» Written instruction: Comb the records below for the string "index" and copy each line where it turns up.

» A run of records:
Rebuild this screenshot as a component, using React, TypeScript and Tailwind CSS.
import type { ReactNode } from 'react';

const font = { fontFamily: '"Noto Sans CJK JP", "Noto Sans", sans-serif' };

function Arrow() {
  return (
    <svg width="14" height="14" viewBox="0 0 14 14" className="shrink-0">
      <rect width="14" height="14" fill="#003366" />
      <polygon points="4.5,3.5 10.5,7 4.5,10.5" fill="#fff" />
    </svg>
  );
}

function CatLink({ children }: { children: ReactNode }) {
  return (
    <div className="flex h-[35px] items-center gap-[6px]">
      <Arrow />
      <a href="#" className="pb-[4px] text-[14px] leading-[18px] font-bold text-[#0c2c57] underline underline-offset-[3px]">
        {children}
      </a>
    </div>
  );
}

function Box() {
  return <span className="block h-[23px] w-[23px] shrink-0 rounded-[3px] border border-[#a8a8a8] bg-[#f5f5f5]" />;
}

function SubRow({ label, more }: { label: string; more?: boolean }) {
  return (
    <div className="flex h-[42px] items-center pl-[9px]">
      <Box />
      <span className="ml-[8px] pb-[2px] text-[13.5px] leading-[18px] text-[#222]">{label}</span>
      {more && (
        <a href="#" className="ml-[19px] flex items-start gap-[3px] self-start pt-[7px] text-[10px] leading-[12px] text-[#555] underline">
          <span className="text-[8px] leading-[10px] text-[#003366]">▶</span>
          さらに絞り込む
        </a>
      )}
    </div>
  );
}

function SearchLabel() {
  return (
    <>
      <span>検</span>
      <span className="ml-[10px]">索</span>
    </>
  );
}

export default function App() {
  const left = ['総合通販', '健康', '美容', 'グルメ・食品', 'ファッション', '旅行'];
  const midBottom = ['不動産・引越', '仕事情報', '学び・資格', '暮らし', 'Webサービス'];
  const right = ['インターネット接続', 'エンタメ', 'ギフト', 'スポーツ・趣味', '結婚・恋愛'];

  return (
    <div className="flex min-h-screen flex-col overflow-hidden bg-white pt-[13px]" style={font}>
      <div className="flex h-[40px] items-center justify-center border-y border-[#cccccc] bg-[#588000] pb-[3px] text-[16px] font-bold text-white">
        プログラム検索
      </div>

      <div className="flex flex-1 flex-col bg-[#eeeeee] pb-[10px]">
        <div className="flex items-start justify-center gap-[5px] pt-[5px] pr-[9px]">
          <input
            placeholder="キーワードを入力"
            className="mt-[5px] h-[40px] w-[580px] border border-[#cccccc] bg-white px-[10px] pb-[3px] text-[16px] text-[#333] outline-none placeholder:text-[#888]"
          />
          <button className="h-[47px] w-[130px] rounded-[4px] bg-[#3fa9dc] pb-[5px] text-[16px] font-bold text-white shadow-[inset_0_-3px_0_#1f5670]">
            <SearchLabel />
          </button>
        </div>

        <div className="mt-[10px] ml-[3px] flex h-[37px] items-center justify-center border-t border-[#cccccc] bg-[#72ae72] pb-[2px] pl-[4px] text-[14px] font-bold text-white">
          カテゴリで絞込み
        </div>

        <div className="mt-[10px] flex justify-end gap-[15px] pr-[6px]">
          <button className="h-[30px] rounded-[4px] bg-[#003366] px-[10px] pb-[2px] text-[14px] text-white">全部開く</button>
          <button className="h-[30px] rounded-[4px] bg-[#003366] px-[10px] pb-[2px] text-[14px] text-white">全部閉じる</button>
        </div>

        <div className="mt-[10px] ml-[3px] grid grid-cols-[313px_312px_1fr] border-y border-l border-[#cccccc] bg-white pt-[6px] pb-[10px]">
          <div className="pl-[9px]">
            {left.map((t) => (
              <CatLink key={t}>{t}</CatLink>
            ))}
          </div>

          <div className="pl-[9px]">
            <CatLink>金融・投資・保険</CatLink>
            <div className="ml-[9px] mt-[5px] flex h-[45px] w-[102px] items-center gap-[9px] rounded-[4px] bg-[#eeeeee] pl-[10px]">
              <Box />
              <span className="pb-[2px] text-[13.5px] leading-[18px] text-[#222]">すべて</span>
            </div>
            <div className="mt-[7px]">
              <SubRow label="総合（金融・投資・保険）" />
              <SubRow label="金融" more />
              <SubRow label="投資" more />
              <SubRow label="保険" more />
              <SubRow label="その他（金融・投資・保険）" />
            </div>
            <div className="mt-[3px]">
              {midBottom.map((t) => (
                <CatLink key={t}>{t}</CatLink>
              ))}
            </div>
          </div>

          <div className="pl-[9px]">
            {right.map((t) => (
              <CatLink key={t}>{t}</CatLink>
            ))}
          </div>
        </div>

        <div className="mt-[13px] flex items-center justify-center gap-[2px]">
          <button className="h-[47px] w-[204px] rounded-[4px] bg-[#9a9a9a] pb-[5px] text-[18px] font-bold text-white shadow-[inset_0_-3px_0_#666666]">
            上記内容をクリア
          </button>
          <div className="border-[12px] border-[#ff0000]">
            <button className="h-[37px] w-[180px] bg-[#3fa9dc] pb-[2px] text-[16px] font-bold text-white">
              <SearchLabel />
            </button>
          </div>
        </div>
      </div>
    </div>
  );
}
* * *
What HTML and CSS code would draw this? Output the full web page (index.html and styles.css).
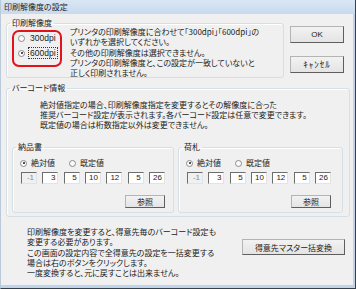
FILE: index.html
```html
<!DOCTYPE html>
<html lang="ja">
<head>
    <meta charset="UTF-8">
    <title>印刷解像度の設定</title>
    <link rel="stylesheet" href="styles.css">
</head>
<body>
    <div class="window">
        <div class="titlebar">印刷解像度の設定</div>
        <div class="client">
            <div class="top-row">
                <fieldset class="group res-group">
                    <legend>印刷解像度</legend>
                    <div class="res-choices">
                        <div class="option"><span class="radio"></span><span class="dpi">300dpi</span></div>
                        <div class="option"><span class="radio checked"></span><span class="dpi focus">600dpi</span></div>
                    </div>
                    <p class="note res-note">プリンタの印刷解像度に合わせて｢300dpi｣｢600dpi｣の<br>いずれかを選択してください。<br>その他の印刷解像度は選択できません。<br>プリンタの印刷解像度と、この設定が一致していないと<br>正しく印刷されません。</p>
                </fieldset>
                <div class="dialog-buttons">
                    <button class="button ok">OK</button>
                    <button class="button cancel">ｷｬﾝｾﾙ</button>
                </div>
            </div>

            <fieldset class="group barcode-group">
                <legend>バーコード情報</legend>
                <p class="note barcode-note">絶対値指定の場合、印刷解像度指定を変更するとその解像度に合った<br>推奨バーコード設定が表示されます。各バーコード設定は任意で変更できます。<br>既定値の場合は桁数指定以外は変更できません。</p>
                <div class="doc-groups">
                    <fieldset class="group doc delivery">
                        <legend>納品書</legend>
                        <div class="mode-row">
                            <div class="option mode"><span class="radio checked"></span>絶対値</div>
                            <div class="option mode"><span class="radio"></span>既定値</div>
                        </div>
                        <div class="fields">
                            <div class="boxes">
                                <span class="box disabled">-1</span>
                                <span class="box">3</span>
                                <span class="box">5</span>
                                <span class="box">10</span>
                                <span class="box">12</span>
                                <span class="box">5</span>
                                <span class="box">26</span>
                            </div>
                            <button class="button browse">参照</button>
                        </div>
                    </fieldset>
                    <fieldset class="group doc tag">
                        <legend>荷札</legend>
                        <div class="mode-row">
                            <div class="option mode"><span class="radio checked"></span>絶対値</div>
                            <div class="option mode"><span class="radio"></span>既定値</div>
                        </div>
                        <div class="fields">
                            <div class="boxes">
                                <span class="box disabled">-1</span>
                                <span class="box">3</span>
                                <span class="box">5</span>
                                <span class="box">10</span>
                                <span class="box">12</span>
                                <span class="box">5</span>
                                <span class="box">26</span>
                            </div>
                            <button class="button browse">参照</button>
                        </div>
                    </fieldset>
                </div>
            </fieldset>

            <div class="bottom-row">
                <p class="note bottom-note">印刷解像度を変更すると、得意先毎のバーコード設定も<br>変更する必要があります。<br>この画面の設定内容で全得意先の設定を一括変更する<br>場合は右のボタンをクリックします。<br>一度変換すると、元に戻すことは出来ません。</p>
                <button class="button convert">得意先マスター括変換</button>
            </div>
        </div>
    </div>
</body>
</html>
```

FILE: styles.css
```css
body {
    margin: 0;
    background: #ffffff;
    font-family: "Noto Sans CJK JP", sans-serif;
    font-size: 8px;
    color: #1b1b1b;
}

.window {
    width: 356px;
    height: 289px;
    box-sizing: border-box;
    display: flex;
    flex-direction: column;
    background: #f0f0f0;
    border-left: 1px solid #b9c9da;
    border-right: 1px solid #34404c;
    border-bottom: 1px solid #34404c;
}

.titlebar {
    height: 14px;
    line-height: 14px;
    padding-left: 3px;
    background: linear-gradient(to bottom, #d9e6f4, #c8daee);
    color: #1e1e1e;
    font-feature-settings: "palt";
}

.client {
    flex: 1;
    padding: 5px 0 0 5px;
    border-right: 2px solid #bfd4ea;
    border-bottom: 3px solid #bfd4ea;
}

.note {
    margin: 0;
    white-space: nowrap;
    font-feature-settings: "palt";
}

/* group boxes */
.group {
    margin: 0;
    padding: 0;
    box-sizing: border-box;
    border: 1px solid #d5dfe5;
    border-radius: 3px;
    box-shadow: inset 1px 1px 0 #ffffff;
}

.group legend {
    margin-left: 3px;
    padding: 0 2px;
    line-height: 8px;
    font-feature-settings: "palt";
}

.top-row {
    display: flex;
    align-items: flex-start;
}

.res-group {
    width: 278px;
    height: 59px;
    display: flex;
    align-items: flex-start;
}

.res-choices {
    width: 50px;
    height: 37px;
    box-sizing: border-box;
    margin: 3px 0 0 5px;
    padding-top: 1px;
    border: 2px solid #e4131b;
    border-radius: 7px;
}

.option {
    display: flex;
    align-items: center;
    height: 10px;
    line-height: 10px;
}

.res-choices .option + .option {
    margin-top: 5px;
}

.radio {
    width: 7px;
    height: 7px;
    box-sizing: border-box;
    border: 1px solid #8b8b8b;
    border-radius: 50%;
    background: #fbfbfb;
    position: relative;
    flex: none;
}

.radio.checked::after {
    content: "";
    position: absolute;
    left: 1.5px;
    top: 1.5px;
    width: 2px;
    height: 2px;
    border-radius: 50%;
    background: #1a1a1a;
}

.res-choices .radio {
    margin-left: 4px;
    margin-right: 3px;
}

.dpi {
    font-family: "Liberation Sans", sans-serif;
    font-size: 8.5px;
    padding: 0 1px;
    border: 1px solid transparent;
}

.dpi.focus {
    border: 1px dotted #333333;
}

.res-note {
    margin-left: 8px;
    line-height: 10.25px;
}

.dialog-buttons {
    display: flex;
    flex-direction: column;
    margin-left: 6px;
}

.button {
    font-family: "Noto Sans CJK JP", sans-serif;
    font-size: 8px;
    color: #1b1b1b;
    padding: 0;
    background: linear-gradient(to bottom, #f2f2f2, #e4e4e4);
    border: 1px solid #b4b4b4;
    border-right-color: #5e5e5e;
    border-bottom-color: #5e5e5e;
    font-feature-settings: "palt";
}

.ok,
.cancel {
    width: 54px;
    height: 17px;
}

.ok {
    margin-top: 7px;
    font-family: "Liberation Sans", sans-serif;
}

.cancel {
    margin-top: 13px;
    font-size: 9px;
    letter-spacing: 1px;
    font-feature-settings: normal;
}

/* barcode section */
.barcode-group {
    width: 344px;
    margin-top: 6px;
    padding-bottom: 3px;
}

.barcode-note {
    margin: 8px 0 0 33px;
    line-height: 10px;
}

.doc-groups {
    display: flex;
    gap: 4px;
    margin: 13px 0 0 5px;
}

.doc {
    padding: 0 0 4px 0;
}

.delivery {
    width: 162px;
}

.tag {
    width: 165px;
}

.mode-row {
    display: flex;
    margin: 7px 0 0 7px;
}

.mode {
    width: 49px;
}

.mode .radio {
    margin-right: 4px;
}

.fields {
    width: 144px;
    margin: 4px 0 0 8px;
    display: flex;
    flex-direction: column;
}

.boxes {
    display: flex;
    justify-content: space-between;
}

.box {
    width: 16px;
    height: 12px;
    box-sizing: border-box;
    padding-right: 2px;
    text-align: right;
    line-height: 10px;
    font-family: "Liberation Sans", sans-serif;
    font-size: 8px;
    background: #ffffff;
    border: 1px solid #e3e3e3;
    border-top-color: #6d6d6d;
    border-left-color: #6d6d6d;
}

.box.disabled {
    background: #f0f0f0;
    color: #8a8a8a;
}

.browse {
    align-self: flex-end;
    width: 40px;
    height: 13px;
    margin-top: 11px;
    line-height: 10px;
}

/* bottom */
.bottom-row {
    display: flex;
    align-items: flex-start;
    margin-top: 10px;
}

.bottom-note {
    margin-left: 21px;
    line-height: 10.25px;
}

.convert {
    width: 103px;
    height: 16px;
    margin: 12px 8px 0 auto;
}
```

» Exercise result:
What HTML and CSS code would draw this? Output the full web page (index.html and styles.css).
FILE: index.html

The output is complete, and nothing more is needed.